Problem requirements:
Which lines contain the string "React"? Please list every one of them.

Dataset extract:
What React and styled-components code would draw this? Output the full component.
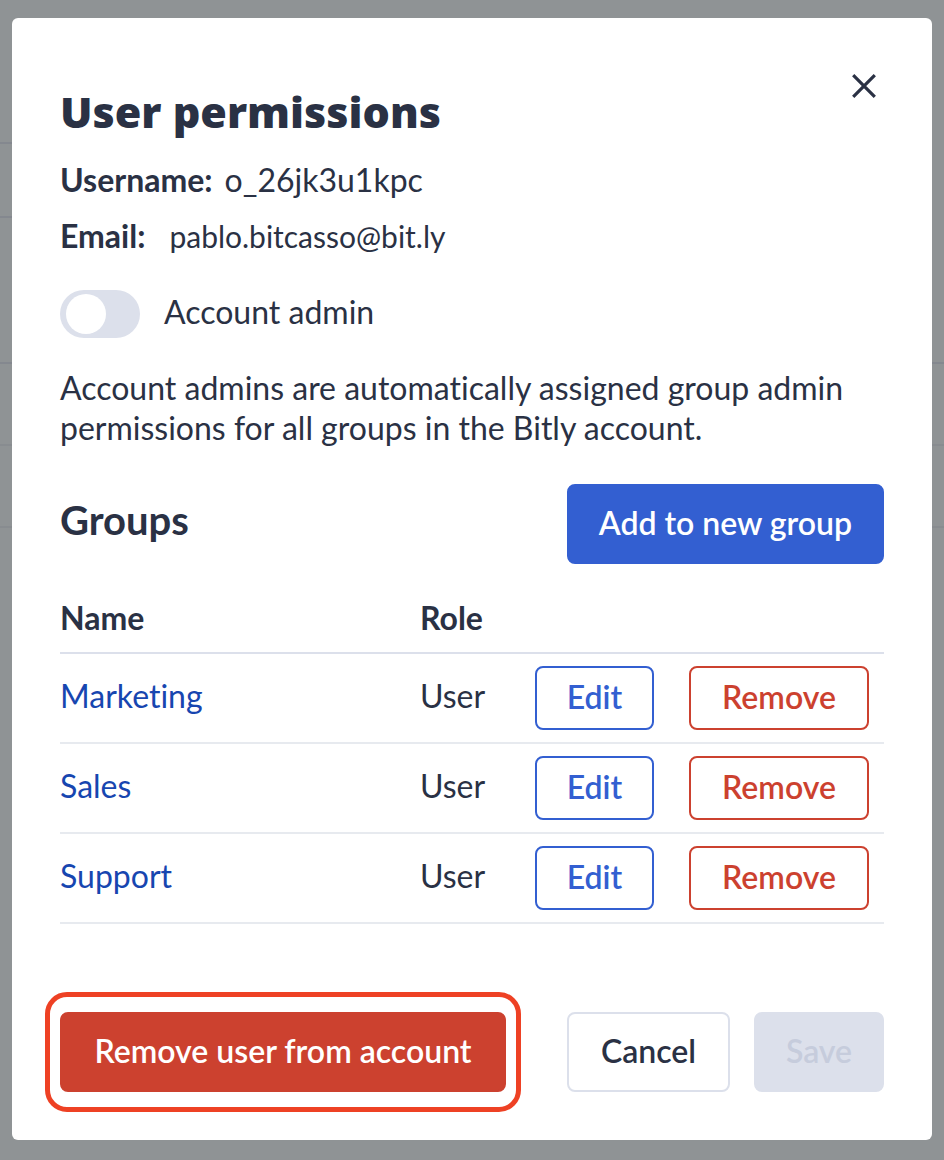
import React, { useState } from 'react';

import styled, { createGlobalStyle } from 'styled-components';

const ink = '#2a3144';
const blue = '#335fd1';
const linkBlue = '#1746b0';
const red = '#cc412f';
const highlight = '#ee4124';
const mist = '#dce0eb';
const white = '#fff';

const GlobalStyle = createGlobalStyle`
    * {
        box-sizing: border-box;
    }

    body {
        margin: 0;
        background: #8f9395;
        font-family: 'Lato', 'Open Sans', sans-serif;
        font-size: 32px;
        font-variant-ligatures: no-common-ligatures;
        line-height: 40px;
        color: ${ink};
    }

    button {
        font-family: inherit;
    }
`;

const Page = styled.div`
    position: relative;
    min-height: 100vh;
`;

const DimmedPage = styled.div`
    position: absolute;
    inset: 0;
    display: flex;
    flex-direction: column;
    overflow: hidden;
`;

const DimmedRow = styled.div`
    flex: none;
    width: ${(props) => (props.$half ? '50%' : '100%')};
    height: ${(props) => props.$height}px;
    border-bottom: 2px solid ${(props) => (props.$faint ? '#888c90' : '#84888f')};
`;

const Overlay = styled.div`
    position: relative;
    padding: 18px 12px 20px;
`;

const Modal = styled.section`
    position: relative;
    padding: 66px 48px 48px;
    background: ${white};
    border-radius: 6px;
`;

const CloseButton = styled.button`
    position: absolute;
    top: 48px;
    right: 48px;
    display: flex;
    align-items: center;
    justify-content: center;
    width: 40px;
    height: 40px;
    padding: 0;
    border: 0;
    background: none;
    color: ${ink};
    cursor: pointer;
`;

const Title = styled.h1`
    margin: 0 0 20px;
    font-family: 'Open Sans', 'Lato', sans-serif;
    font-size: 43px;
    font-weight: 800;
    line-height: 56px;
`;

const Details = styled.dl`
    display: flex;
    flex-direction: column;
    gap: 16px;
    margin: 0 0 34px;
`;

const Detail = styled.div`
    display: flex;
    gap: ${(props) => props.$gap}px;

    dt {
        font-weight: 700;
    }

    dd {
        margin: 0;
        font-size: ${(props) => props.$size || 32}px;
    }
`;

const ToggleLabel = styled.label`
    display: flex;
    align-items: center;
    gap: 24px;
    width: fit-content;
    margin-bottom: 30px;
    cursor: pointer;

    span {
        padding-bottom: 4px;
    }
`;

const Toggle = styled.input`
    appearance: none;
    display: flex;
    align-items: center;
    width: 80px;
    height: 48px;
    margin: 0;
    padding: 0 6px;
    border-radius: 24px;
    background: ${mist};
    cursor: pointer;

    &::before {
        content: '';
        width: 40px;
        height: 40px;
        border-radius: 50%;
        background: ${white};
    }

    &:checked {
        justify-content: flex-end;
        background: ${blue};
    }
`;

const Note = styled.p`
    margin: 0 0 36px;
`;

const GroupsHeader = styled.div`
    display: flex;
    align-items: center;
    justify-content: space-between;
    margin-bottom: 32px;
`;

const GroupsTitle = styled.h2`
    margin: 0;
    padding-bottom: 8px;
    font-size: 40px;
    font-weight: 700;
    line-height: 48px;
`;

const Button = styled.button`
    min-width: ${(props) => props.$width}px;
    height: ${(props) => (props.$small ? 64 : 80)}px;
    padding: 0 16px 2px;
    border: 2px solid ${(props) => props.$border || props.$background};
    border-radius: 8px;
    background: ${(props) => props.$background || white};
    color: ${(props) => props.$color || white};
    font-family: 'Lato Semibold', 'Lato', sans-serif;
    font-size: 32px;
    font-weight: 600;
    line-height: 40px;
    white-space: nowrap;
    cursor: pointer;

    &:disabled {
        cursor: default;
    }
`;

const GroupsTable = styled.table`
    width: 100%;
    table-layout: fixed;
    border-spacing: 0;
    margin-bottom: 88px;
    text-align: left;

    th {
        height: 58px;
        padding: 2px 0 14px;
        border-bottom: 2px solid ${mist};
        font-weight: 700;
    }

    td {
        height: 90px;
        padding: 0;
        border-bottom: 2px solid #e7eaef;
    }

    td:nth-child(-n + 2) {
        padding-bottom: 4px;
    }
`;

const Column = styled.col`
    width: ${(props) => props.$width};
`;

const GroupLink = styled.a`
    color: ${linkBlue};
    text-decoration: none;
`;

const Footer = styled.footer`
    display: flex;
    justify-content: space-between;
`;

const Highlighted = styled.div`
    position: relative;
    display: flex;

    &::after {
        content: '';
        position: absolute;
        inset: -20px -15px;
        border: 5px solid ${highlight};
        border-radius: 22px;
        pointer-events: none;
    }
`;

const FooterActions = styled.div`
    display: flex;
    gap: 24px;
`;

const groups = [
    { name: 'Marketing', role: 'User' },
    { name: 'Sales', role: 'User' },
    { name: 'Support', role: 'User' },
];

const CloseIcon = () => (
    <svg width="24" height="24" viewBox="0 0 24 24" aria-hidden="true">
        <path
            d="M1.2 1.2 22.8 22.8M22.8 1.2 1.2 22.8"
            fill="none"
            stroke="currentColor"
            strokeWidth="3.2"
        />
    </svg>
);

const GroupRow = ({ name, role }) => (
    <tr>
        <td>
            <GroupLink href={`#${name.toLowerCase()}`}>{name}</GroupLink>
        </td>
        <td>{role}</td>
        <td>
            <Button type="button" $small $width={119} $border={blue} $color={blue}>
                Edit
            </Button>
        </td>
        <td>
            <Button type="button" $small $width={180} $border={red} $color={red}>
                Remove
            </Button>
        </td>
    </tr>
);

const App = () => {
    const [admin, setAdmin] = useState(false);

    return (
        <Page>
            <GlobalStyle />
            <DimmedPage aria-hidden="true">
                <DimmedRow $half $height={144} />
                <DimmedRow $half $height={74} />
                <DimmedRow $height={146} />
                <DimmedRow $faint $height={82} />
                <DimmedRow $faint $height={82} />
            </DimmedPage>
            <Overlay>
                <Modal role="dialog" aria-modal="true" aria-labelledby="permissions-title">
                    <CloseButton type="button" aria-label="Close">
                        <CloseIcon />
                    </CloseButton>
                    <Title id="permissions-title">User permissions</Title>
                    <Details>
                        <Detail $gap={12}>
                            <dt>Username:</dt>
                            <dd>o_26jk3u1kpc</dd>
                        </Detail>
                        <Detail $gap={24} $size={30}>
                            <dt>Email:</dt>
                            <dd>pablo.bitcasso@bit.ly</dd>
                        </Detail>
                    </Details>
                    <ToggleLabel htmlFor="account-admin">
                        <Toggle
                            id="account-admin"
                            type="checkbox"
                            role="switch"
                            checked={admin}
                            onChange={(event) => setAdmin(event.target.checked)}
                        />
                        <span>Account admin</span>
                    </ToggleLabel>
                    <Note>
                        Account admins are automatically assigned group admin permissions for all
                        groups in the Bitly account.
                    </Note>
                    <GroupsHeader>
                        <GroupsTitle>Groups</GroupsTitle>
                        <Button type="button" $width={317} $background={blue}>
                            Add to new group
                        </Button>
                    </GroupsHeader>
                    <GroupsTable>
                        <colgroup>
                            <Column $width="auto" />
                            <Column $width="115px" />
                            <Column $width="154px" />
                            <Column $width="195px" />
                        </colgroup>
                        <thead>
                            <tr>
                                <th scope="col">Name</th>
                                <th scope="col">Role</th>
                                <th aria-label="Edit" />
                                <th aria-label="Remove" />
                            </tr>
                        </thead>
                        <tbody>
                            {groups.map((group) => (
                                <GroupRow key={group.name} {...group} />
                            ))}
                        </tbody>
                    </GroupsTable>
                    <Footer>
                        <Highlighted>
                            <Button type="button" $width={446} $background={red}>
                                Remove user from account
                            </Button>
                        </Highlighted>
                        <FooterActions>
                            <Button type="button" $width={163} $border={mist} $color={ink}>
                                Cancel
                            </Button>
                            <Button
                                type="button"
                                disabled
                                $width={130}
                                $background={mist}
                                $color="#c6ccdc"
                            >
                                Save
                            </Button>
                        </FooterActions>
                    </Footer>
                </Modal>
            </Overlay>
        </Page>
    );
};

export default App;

Expected output:
What React and styled-components code would draw this? Output the full component.
import React, { useState } from 'react';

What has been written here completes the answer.